§ Data block:
◇ ◇ ◇

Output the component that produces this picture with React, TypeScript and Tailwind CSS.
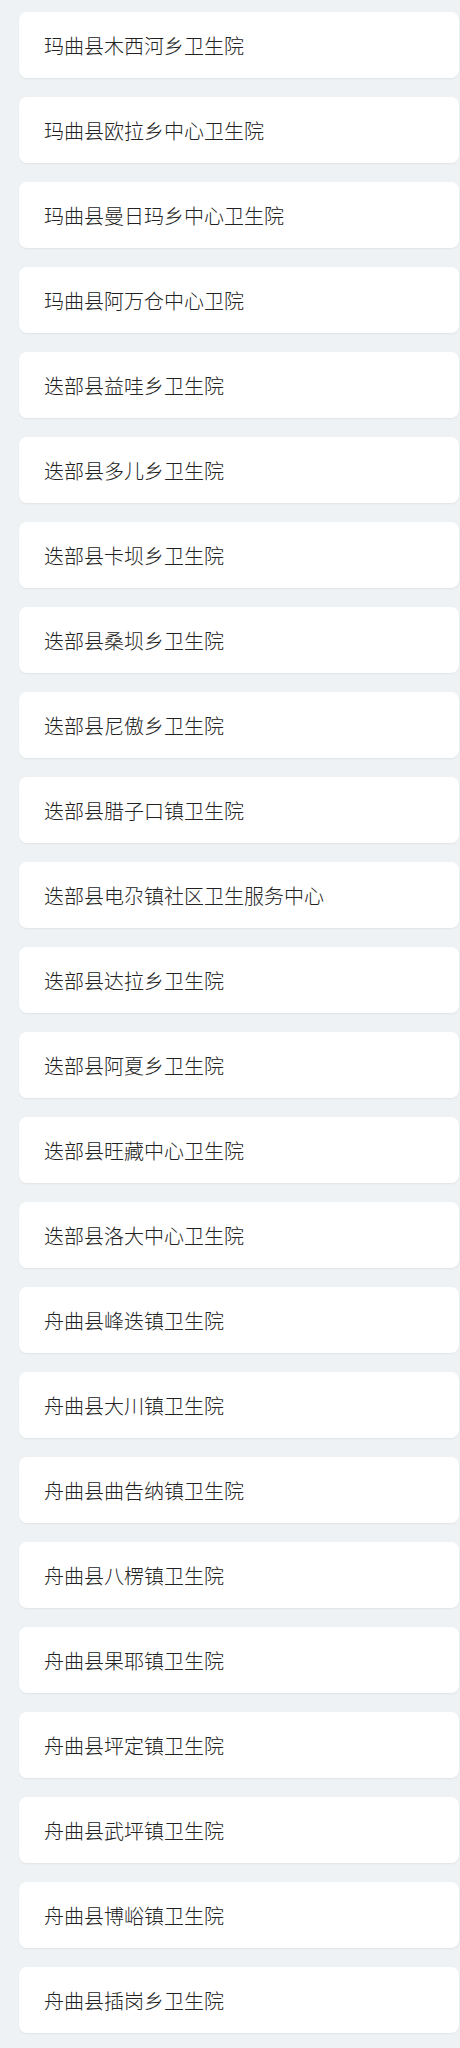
const items = [
  "玛曲县木西河乡卫生院",
  "玛曲县欧拉乡中心卫生院",
  "玛曲县曼日玛乡中心卫生院",
  "玛曲县阿万仓中心卫院",
  "迭部县益哇乡卫生院",
  "迭部县多儿乡卫生院",
  "迭部县卡坝乡卫生院",
  "迭部县桑坝乡卫生院",
  "迭部县尼傲乡卫生院",
  "迭部县腊子口镇卫生院",
  "迭部县电尕镇社区卫生服务中心",
  "迭部县达拉乡卫生院",
  "迭部县阿夏乡卫生院",
  "迭部县旺藏中心卫生院",
  "迭部县洛大中心卫生院",
  "舟曲县峰迭镇卫生院",
  "舟曲县大川镇卫生院",
  "舟曲县曲告纳镇卫生院",
  "舟曲县八楞镇卫生院",
  "舟曲县果耶镇卫生院",
  "舟曲县坪定镇卫生院",
  "舟曲县武坪镇卫生院",
  "舟曲县博峪镇卫生院",
  "舟曲县插岗乡卫生院",
];

export default function App() {
  return (
    <div
      className="min-h-screen bg-[#eef2f5] pt-[12px] pb-[15px]"
      style={{ fontFamily: '"Noto Sans CJK SC", "Noto Sans", sans-serif' }}
    >
      <ul className="flex flex-col gap-[19px] ml-[19px] mr-[1px]">
        {items.map((name) => (
          <li
            key={name}
            className="h-[66px] flex items-center pl-[25px] pt-[1px] bg-white rounded-[8px] shadow-[0_1px_2px_rgba(0,0,0,0.06)] text-[20px] text-[#222] font-light"
          >
            {name}
          </li>
        ))}
      </ul>
    </div>
  );
}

◇ ◇ ◇

§ Set problem:
Leave out the pictures and copy the rest of the material above exactly.

§ Final result:
Output the component that produces this picture with React, TypeScript and Tailwind CSS.
const items = [
  "玛曲县木西河乡卫生院",
  "玛曲县欧拉乡中心卫生院",
  "玛曲县曼日玛乡中心卫生院",
  "玛曲县阿万仓中心卫院",
  "迭部县益哇乡卫生院",
  "迭部县多儿乡卫生院",
  "迭部县卡坝乡卫生院",
  "迭部县桑坝乡卫生院",
  "迭部县尼傲乡卫生院",
  "迭部县腊子口镇卫生院",
  "迭部县电尕镇社区卫生服务中心",
  "迭部县达拉乡卫生院",
  "迭部县阿夏乡卫生院",
  "迭部县旺藏中心卫生院",
  "迭部县洛大中心卫生院",
  "舟曲县峰迭镇卫生院",
  "舟曲县大川镇卫生院",
  "舟曲县曲告纳镇卫生院",
  "舟曲县八楞镇卫生院",
  "舟曲县果耶镇卫生院",
  "舟曲县坪定镇卫生院",
  "舟曲县武坪镇卫生院",
  "舟曲县博峪镇卫生院",
  "舟曲县插岗乡卫生院",
];

export default function App() {
  return (
    <div
      className="min-h-screen bg-[#eef2f5] pt-[12px] pb-[15px]"
      style={{ fontFamily: '"Noto Sans CJK SC", "Noto Sans", sans-serif' }}
    >
      <ul className="flex flex-col gap-[19px] ml-[19px] mr-[1px]">
        {items.map((name) => (
          <li
            key={name}
            className="h-[66px] flex items-center pl-[25px] pt-[1px] bg-white rounded-[8px] shadow-[0_1px_2px_rgba(0,0,0,0.06)] text-[20px] text-[#222] font-light"
          >
            {name}
          </li>
        ))}
      </ul>
    </div>
  );
}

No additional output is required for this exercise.